Material for this task:
"""

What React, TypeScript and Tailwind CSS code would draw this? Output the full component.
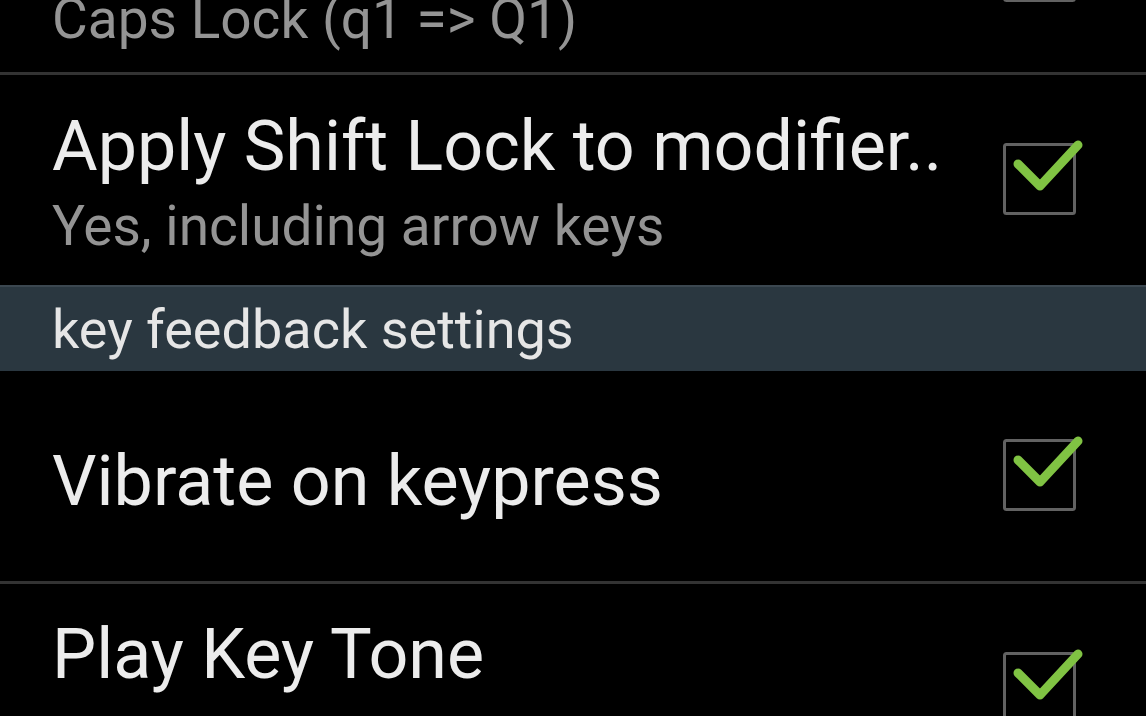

"""
"""

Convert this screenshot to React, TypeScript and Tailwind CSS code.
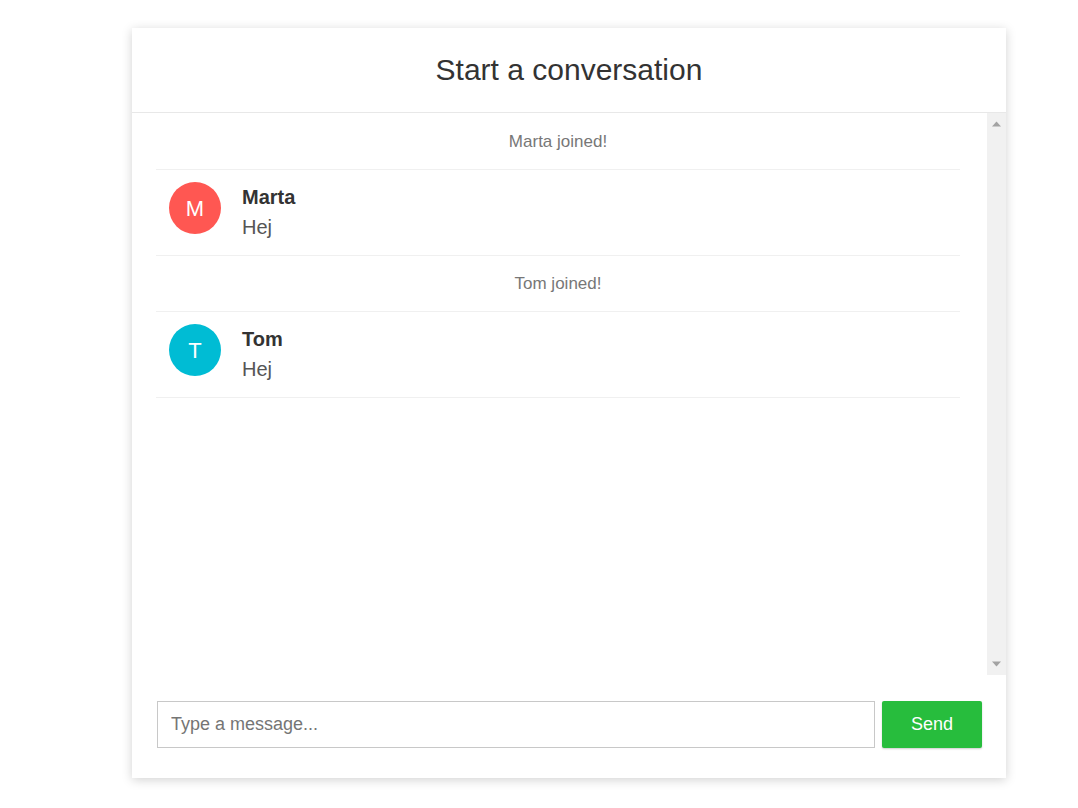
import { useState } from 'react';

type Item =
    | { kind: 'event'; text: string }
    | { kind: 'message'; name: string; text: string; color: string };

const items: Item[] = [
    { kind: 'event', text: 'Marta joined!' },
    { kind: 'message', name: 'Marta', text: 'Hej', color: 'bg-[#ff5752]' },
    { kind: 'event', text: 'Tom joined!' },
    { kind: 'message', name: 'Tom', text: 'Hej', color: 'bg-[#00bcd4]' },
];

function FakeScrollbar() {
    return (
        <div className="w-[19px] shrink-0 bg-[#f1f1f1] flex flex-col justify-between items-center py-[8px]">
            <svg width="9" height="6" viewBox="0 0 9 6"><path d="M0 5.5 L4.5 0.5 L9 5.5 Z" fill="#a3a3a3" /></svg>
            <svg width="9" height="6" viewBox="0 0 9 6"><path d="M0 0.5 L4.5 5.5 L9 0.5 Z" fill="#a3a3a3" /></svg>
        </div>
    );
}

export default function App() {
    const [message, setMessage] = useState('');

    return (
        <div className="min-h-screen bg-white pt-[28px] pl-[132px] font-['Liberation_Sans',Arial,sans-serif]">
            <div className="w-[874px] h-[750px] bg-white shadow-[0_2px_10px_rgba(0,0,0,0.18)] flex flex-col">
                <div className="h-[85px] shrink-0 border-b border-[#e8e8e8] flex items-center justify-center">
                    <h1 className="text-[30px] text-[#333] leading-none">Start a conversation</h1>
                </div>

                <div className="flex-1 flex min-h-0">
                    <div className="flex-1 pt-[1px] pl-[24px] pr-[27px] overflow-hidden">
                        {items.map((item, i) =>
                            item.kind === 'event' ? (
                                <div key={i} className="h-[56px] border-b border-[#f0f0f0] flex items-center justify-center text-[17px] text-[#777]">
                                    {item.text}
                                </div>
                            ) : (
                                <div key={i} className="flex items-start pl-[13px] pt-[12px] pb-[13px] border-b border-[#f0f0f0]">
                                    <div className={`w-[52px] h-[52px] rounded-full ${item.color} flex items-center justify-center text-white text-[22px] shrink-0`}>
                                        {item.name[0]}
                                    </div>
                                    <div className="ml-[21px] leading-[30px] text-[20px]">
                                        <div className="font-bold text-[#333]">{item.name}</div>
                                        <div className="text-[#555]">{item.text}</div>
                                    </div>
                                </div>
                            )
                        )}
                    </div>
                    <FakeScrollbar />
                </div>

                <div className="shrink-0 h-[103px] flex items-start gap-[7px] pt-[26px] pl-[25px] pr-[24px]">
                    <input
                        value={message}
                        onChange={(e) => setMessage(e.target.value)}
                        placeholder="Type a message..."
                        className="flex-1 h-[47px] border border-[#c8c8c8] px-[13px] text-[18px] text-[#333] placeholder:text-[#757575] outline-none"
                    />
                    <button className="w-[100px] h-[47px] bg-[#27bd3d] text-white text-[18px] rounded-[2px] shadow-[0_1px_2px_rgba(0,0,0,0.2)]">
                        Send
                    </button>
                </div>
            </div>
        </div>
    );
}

"""
"""

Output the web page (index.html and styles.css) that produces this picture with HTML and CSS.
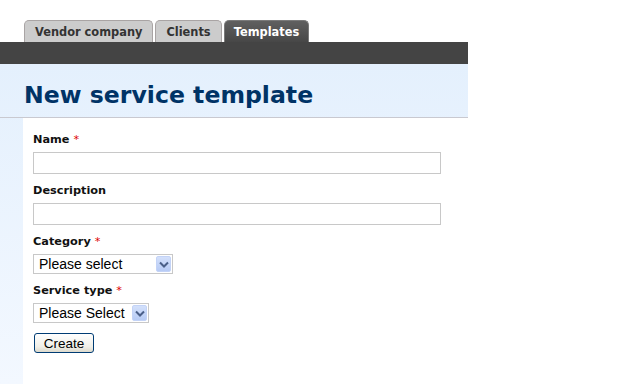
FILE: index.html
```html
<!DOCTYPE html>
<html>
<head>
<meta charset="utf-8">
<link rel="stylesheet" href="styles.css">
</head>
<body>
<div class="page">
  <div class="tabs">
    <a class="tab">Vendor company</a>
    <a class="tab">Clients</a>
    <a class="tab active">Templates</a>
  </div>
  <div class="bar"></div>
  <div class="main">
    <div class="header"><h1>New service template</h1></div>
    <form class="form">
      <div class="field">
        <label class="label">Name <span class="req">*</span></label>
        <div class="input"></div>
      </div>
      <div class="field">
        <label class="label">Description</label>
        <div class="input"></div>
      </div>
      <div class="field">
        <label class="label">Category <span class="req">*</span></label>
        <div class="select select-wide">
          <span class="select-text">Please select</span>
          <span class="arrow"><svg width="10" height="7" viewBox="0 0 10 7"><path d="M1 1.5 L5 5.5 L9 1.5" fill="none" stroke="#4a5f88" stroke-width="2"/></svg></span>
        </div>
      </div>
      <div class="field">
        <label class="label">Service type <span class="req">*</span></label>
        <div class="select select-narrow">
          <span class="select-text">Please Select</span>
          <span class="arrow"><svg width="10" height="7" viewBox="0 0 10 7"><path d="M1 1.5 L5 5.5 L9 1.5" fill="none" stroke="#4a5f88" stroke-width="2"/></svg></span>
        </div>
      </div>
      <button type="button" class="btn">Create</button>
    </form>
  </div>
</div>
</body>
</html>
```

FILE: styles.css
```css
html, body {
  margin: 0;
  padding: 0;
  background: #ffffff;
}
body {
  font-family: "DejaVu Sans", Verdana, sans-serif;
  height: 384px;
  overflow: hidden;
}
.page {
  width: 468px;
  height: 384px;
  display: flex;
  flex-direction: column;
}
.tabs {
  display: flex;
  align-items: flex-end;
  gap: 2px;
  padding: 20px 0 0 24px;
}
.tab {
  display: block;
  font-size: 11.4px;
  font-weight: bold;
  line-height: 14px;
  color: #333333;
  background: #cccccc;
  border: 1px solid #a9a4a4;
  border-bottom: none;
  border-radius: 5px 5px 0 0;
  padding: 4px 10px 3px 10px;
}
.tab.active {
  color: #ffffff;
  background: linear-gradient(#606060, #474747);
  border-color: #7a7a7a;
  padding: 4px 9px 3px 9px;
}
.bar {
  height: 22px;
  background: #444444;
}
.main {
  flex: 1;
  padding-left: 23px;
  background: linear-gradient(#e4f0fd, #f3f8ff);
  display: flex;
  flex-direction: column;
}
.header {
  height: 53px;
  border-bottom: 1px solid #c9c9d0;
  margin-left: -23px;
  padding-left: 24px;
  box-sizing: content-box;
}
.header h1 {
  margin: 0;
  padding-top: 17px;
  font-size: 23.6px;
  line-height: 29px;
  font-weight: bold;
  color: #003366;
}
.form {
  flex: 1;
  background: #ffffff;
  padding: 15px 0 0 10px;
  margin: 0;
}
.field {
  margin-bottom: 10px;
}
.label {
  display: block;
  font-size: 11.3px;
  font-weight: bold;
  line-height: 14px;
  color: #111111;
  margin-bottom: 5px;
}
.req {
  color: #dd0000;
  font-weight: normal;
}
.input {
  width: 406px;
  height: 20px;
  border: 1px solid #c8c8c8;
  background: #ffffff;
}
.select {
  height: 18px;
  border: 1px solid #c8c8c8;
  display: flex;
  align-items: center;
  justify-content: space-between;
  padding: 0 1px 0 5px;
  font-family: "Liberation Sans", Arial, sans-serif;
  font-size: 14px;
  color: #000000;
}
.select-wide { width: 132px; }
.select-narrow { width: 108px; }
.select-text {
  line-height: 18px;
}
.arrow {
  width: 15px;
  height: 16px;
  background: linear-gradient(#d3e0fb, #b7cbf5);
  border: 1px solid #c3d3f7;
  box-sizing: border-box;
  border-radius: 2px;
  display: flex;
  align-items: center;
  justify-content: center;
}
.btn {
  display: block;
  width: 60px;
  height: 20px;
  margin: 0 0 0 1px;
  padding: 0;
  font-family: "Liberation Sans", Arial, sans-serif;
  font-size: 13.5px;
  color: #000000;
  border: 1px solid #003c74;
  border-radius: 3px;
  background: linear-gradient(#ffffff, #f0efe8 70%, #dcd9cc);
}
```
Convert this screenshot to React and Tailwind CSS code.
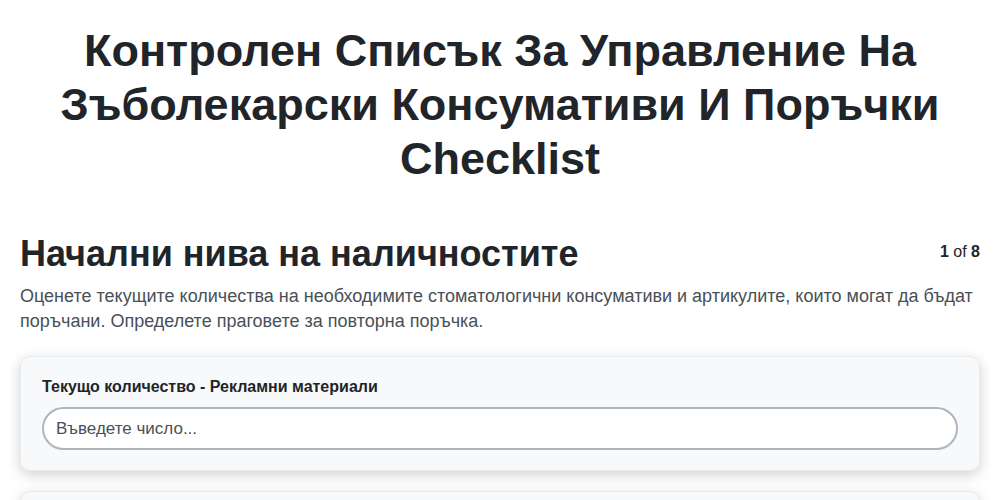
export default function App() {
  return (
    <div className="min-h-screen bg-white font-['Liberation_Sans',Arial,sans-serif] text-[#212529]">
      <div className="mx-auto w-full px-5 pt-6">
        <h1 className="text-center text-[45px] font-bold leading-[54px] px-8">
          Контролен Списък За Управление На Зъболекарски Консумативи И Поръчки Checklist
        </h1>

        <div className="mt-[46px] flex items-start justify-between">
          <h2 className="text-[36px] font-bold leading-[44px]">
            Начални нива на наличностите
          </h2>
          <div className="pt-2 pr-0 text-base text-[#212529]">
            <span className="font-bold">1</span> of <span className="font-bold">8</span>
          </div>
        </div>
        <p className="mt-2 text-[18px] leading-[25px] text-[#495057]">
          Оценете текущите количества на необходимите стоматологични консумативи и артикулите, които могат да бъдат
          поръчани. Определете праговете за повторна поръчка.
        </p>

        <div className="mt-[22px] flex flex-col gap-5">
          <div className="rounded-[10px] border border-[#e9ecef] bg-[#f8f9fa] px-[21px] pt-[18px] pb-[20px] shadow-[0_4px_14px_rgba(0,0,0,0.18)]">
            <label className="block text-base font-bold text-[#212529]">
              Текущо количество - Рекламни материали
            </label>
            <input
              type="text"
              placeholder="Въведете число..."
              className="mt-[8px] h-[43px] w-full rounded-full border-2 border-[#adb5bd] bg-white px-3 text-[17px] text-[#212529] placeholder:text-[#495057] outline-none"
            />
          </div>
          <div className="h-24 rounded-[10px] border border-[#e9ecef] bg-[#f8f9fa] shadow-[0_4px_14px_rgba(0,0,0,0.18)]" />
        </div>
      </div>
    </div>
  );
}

"""

Task details: In the records above, find the line with "Convert this screenshot to React, TypeScript" and the line with "string; text: string;", then restate word for word only those two lines and all lines between, omitting pictures.

Solution for this task:
Convert this screenshot to React, TypeScript and Tailwind CSS code.
import { useState } from 'react';

type Item =
    | { kind: 'event'; text: string }
    | { kind: 'message'; name: string; text: string; color: string };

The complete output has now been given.